The stars – and the universe they inhabit – have been an important part of festive celebrations throughout history, which makes this book the perfect choice for the end of year holidays. Author Lee Billings talks to leading scientists about the real possibility of life on other planets.
You may think a book that takes on the science of “astrobiology” sounds like a bit of heavy subject to tackle while relaxing on a sun lounger at your private villa in Thailand or Bali. On the contrary, in “Five Billion Years of Solitude”, Lee Billings works very hard make the information he presents not only accessible, but entertaining.
Using an easy, conversational style, with much of the book based on interviews with some of the most respected scientists in the field, Billings tackles the complicated but fascinating question of how life originally developed on earth. He then applies this knowledge to consider if the same process could occur elsewhere in our solar system – or more likely, beyond it.
To help him fit together the pieces that make up such a huge jigsaw of evolutionary probability, Billings calls on the likes of Frank Drake, who conducted the first modern Search for Extraterrestrial Intelligence (SETI) experiment as long ago as 1960. Drake still participates in the search for optical signals of an intelligent origin from space today, using a 40-inch Nickel telescope at the Lick Observatory and equipment at the University of California at Berkeley.
Another expert that features prominently in the book, one known for shining a light on the distant universe, is Sara Seager. The Canadian-American planetary scientist and professor at the Massachusetts Institute of Technology (M.I.T) is well known for her work on extrasolar planets and their atmospheres. In fact, Seager has been called "an astronomical Indiana Jones” and she has also developed a modified version of the equation used by Drake to estimate the number of habitable planets in the galaxy.
Such theories and formulae might seem highly theoretical to most people, but thanks to major advances in technology such as the invention and application of the Hubble space telescope, it may not be long before contact is made with a civilisation in a parallel universe.
Deep field photography has already revealed some 10,000 galaxies out there, each containing literally billions of stars. New developments in telescopic capability have already helped astronomers map clouds on a planet some 1,000 light years away and scientists can now effectively look back in time at galaxies millions of light years from Earth.
Perhaps even more importantly, research into the conditions required for life to exist on other planets also provides us with valuable information as to just how resilient our own planet and civilisation is. Five Billion Years of Solitude definitely instills a heathy appreciation for the miraculous combination of elements that makes life on Earth, and perhaps elsewhere in the universe, possible.

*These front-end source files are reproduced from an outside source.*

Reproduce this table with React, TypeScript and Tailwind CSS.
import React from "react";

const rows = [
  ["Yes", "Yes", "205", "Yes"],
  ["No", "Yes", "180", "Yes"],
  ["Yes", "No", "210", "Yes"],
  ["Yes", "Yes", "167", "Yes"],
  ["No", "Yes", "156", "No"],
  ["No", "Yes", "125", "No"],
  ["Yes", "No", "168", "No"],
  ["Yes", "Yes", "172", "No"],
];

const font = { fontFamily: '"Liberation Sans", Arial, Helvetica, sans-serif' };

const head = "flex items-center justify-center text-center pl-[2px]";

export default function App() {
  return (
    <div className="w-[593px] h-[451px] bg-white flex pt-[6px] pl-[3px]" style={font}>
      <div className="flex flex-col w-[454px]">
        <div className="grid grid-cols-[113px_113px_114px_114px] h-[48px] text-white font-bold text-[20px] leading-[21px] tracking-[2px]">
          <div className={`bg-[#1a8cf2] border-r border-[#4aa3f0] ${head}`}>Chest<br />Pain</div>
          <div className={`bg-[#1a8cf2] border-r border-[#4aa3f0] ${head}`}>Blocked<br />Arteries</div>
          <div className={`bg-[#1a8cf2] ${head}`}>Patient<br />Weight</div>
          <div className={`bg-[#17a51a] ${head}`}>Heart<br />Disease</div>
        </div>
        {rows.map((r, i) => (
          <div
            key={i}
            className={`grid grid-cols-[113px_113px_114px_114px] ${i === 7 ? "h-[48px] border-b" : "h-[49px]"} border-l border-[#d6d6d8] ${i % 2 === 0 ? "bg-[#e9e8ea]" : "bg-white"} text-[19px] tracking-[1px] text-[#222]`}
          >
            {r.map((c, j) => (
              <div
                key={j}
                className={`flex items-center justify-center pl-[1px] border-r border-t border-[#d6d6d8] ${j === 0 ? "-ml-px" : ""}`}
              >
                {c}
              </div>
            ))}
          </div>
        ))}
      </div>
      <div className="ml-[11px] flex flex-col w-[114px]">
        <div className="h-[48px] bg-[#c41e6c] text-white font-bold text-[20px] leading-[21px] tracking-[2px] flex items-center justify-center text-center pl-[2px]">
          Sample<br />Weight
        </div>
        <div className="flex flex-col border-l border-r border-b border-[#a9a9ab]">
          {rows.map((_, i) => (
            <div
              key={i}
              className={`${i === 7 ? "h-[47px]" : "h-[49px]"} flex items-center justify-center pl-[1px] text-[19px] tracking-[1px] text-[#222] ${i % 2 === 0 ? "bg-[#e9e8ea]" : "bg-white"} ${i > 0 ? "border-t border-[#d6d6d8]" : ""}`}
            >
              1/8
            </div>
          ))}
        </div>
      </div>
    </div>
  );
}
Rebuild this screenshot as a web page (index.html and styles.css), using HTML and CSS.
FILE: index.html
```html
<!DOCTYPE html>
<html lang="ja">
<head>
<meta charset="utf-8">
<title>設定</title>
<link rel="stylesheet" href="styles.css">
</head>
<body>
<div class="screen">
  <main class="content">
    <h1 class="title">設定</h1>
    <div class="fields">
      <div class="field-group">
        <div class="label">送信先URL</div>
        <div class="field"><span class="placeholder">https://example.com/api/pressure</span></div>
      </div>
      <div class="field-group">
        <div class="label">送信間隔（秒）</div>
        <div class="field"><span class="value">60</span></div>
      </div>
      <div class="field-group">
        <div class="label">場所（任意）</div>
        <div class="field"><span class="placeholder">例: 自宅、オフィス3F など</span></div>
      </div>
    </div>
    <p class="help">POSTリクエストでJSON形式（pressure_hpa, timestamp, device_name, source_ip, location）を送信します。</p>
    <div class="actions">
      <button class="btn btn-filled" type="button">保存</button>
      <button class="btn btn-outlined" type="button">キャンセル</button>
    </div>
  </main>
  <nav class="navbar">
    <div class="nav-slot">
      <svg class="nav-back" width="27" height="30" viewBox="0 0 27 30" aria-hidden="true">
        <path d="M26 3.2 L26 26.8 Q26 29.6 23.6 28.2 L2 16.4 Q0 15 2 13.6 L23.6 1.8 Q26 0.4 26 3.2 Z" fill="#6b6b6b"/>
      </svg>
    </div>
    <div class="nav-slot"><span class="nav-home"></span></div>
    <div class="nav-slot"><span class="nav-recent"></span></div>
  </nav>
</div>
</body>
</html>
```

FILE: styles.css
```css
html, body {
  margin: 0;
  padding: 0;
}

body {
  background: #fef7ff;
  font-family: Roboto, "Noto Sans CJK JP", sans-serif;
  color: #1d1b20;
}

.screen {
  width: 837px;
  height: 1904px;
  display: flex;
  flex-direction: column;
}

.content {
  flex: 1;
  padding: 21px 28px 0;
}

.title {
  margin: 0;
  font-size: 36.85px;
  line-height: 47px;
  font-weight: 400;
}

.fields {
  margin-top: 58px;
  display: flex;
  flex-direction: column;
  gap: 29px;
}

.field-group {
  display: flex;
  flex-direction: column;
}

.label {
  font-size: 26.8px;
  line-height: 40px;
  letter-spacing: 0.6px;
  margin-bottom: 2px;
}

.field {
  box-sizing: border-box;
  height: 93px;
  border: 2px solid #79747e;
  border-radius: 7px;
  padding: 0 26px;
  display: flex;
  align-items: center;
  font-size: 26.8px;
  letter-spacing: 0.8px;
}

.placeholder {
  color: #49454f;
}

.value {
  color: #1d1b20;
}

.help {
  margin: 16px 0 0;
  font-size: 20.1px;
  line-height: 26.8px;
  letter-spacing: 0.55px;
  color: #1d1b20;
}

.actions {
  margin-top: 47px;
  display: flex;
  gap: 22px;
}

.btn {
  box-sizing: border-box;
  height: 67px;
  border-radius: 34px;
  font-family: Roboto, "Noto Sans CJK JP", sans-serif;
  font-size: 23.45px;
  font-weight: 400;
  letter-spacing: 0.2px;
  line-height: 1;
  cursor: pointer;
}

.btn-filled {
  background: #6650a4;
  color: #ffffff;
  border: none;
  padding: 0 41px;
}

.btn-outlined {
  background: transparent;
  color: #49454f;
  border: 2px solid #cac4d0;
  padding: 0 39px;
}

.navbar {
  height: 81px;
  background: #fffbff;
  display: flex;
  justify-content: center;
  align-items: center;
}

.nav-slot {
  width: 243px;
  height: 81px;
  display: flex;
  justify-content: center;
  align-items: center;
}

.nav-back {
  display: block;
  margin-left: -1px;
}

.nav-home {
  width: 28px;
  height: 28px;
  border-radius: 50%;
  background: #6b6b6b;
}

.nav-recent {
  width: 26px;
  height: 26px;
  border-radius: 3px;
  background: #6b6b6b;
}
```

When asked about the book in an interview with Universe Today, the writer summarised its importance in a single sentence. “It’s about finding signs of life, finding a sense of context for ourselves in the wider universe, figuring out where Earth and all life upon it fits in this greater picture,” he said.
That’s not a bad set of questions to contemplate when you look up from your kindle to gaze on clear skies reflected a calm tropical ocean.